Work to complete: Set all the material down again unchanged, without the pictures.
[Begin Raw data]
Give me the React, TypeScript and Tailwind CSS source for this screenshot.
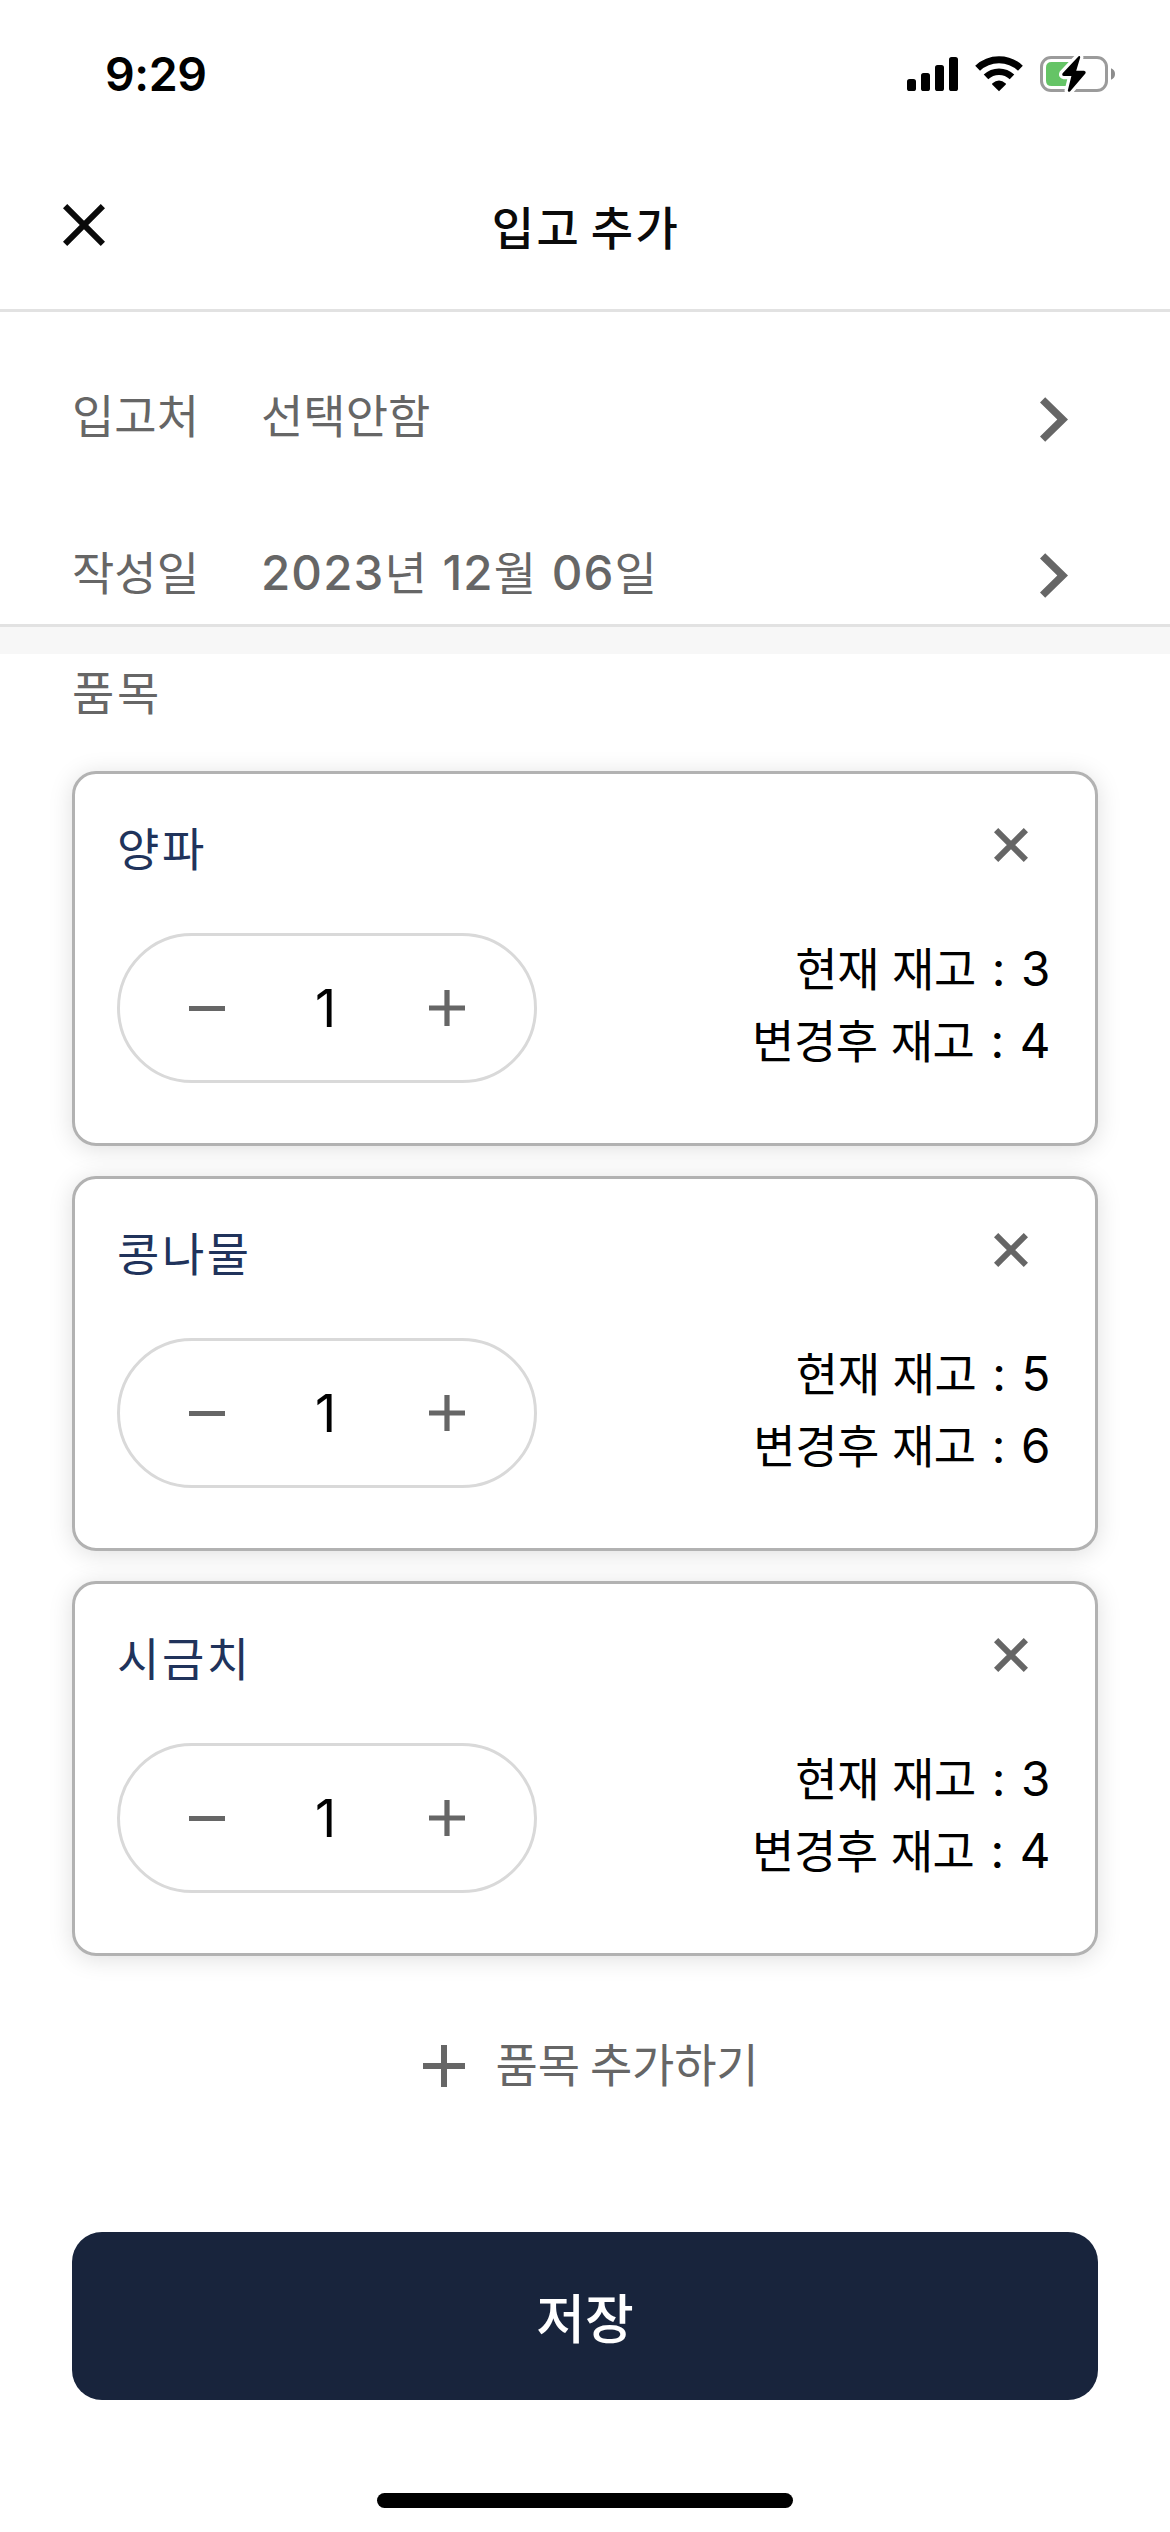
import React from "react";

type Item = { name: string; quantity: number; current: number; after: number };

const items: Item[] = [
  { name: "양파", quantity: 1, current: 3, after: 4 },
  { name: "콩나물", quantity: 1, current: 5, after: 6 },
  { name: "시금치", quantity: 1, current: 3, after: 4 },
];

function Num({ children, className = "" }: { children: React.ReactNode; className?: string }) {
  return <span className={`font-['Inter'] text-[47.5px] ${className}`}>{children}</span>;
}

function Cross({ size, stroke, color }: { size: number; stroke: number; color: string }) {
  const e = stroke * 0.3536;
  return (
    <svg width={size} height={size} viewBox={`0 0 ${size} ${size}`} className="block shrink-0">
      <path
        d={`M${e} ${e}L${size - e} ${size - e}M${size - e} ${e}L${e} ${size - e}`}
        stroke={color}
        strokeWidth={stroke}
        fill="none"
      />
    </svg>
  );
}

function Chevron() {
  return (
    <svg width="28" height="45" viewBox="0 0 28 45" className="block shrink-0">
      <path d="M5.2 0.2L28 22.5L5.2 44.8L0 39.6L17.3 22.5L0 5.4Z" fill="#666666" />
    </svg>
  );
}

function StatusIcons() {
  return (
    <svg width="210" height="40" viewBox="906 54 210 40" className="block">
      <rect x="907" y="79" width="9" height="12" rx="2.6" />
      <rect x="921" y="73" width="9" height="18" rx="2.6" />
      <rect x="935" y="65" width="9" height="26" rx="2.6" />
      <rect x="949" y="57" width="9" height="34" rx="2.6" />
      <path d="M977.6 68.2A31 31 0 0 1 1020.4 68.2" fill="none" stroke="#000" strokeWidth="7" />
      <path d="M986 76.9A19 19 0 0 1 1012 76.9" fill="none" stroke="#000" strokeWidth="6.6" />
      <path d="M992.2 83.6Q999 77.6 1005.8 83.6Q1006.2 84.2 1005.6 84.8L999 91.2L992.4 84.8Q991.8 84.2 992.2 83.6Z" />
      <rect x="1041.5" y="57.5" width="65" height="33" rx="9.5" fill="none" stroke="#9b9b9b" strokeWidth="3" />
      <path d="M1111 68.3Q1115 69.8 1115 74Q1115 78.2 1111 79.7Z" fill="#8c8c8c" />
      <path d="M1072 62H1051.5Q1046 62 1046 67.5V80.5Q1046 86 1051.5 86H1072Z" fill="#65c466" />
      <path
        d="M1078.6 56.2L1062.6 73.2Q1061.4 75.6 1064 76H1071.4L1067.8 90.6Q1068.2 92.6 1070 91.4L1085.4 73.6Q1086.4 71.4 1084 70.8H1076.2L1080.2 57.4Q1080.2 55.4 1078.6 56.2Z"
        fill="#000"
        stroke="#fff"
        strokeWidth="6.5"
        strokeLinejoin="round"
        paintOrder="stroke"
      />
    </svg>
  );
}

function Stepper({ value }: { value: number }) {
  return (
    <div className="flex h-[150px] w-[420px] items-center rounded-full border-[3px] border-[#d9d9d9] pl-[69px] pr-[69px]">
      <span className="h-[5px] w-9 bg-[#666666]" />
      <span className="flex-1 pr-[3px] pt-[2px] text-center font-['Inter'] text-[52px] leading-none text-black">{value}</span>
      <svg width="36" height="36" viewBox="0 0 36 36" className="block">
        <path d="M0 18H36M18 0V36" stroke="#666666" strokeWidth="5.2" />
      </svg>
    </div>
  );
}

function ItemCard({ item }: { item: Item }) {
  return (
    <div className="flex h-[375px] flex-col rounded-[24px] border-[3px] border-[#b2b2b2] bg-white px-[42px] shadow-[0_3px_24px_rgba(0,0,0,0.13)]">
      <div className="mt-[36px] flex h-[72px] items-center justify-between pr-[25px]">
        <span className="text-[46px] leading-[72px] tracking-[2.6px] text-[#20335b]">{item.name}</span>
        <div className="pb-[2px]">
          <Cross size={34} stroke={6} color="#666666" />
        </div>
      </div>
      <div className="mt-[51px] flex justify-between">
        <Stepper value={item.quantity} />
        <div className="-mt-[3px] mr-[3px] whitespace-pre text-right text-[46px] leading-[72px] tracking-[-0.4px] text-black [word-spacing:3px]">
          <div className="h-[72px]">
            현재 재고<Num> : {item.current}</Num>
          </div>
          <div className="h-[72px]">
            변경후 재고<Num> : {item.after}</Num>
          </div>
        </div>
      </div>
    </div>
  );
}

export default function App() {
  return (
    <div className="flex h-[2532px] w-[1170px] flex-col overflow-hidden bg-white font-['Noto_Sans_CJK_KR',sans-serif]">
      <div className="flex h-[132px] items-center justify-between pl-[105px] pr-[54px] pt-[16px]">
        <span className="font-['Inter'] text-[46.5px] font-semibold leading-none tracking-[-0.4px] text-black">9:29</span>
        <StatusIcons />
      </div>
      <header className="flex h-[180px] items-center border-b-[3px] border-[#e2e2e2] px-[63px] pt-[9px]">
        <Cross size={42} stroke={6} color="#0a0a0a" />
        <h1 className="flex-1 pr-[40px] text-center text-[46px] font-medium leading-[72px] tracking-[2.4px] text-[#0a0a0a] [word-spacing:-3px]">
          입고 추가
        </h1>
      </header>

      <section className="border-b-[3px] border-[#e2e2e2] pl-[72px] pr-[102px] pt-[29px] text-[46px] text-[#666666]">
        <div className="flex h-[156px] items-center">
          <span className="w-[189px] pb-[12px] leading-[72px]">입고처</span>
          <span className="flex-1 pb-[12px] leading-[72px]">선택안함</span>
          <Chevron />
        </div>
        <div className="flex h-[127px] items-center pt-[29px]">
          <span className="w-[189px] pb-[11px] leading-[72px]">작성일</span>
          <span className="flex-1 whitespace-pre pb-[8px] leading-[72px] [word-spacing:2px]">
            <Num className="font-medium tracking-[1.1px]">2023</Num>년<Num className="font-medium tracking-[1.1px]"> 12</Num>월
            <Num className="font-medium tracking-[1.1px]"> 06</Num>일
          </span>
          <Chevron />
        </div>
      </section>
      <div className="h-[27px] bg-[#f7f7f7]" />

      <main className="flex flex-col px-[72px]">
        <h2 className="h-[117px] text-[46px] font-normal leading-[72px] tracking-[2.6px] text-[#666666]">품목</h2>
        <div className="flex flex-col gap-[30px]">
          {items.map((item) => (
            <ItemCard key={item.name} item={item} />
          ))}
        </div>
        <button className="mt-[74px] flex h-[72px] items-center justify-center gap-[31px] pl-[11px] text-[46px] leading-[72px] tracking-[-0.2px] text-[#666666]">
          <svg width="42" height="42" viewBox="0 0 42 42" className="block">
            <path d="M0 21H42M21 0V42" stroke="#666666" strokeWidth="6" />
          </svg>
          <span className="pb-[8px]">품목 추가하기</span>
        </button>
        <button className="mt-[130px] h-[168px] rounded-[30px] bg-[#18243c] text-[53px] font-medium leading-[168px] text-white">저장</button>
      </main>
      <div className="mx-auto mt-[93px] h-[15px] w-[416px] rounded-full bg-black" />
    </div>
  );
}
[End Raw data]
Correct response:
Give me the React, TypeScript and Tailwind CSS source for this screenshot.
import React from "react";

type Item = { name: string; quantity: number; current: number; after: number };

const items: Item[] = [
  { name: "양파", quantity: 1, current: 3, after: 4 },
  { name: "콩나물", quantity: 1, current: 5, after: 6 },
  { name: "시금치", quantity: 1, current: 3, after: 4 },
];

function Num({ children, className = "" }: { children: React.ReactNode; className?: string }) {
  return <span className={`font-['Inter'] text-[47.5px] ${className}`}>{children}</span>;
}

function Cross({ size, stroke, color }: { size: number; stroke: number; color: string }) {
  const e = stroke * 0.3536;
  return (
    <svg width={size} height={size} viewBox={`0 0 ${size} ${size}`} className="block shrink-0">
      <path
        d={`M${e} ${e}L${size - e} ${size - e}M${size - e} ${e}L${e} ${size - e}`}
        stroke={color}
        strokeWidth={stroke}
        fill="none"
      />
    </svg>
  );
}

function Chevron() {
  return (
    <svg width="28" height="45" viewBox="0 0 28 45" className="block shrink-0">
      <path d="M5.2 0.2L28 22.5L5.2 44.8L0 39.6L17.3 22.5L0 5.4Z" fill="#666666" />
    </svg>
  );
}

function StatusIcons() {
  return (
    <svg width="210" height="40" viewBox="906 54 210 40" className="block">
      <rect x="907" y="79" width="9" height="12" rx="2.6" />
      <rect x="921" y="73" width="9" height="18" rx="2.6" />
      <rect x="935" y="65" width="9" height="26" rx="2.6" />
      <rect x="949" y="57" width="9" height="34" rx="2.6" />
      <path d="M977.6 68.2A31 31 0 0 1 1020.4 68.2" fill="none" stroke="#000" strokeWidth="7" />
      <path d="M986 76.9A19 19 0 0 1 1012 76.9" fill="none" stroke="#000" strokeWidth="6.6" />
      <path d="M992.2 83.6Q999 77.6 1005.8 83.6Q1006.2 84.2 1005.6 84.8L999 91.2L992.4 84.8Q991.8 84.2 992.2 83.6Z" />
      <rect x="1041.5" y="57.5" width="65" height="33" rx="9.5" fill="none" stroke="#9b9b9b" strokeWidth="3" />
      <path d="M1111 68.3Q1115 69.8 1115 74Q1115 78.2 1111 79.7Z" fill="#8c8c8c" />
      <path d="M1072 62H1051.5Q1046 62 1046 67.5V80.5Q1046 86 1051.5 86H1072Z" fill="#65c466" />
      <path
        d="M1078.6 56.2L1062.6 73.2Q1061.4 75.6 1064 76H1071.4L1067.8 90.6Q1068.2 92.6 1070 91.4L1085.4 73.6Q1086.4 71.4 1084 70.8H1076.2L1080.2 57.4Q1080.2 55.4 1078.6 56.2Z"
        fill="#000"
        stroke="#fff"
        strokeWidth="6.5"
        strokeLinejoin="round"
        paintOrder="stroke"
      />
    </svg>
  );
}

function Stepper({ value }: { value: number }) {
  return (
    <div className="flex h-[150px] w-[420px] items-center rounded-full border-[3px] border-[#d9d9d9] pl-[69px] pr-[69px]">
      <span className="h-[5px] w-9 bg-[#666666]" />
      <span className="flex-1 pr-[3px] pt-[2px] text-center font-['Inter'] text-[52px] leading-none text-black">{value}</span>
      <svg width="36" height="36" viewBox="0 0 36 36" className="block">
        <path d="M0 18H36M18 0V36" stroke="#666666" strokeWidth="5.2" />
      </svg>
    </div>
  );
}

function ItemCard({ item }: { item: Item }) {
  return (
    <div className="flex h-[375px] flex-col rounded-[24px] border-[3px] border-[#b2b2b2] bg-white px-[42px] shadow-[0_3px_24px_rgba(0,0,0,0.13)]">
      <div className="mt-[36px] flex h-[72px] items-center justify-between pr-[25px]">
        <span className="text-[46px] leading-[72px] tracking-[2.6px] text-[#20335b]">{item.name}</span>
        <div className="pb-[2px]">
          <Cross size={34} stroke={6} color="#666666" />
        </div>
      </div>
      <div className="mt-[51px] flex justify-between">
        <Stepper value={item.quantity} />
        <div className="-mt-[3px] mr-[3px] whitespace-pre text-right text-[46px] leading-[72px] tracking-[-0.4px] text-black [word-spacing:3px]">
          <div className="h-[72px]">
            현재 재고<Num> : {item.current}</Num>
          </div>
          <div className="h-[72px]">
            변경후 재고<Num> : {item.after}</Num>
          </div>
        </div>
      </div>
    </div>
  );
}

export default function App() {
  return (
    <div className="flex h-[2532px] w-[1170px] flex-col overflow-hidden bg-white font-['Noto_Sans_CJK_KR',sans-serif]">
      <div className="flex h-[132px] items-center justify-between pl-[105px] pr-[54px] pt-[16px]">
        <span className="font-['Inter'] text-[46.5px] font-semibold leading-none tracking-[-0.4px] text-black">9:29</span>
        <StatusIcons />
      </div>
      <header className="flex h-[180px] items-center border-b-[3px] border-[#e2e2e2] px-[63px] pt-[9px]">
        <Cross size={42} stroke={6} color="#0a0a0a" />
        <h1 className="flex-1 pr-[40px] text-center text-[46px] font-medium leading-[72px] tracking-[2.4px] text-[#0a0a0a] [word-spacing:-3px]">
          입고 추가
        </h1>
      </header>

      <section className="border-b-[3px] border-[#e2e2e2] pl-[72px] pr-[102px] pt-[29px] text-[46px] text-[#666666]">
        <div className="flex h-[156px] items-center">
          <span className="w-[189px] pb-[12px] leading-[72px]">입고처</span>
          <span className="flex-1 pb-[12px] leading-[72px]">선택안함</span>
          <Chevron />
        </div>
        <div className="flex h-[127px] items-center pt-[29px]">
          <span className="w-[189px] pb-[11px] leading-[72px]">작성일</span>
          <span className="flex-1 whitespace-pre pb-[8px] leading-[72px] [word-spacing:2px]">
            <Num className="font-medium tracking-[1.1px]">2023</Num>년<Num className="font-medium tracking-[1.1px]"> 12</Num>월
            <Num className="font-medium tracking-[1.1px]"> 06</Num>일
          </span>
          <Chevron />
        </div>
      </section>
      <div className="h-[27px] bg-[#f7f7f7]" />

      <main className="flex flex-col px-[72px]">
        <h2 className="h-[117px] text-[46px] font-normal leading-[72px] tracking-[2.6px] text-[#666666]">품목</h2>
        <div className="flex flex-col gap-[30px]">
          {items.map((item) => (
            <ItemCard key={item.name} item={item} />
          ))}
        </div>
        <button className="mt-[74px] flex h-[72px] items-center justify-center gap-[31px] pl-[11px] text-[46px] leading-[72px] tracking-[-0.2px] text-[#666666]">
          <svg width="42" height="42" viewBox="0 0 42 42" className="block">
            <path d="M0 21H42M21 0V42" stroke="#666666" strokeWidth="6" />
          </svg>
          <span className="pb-[8px]">품목 추가하기</span>
        </button>
        <button className="mt-[130px] h-[168px] rounded-[30px] bg-[#18243c] text-[53px] font-medium leading-[168px] text-white">저장</button>
      </main>
      <div className="mx-auto mt-[93px] h-[15px] w-[416px] rounded-full bg-black" />
    </div>
  );
}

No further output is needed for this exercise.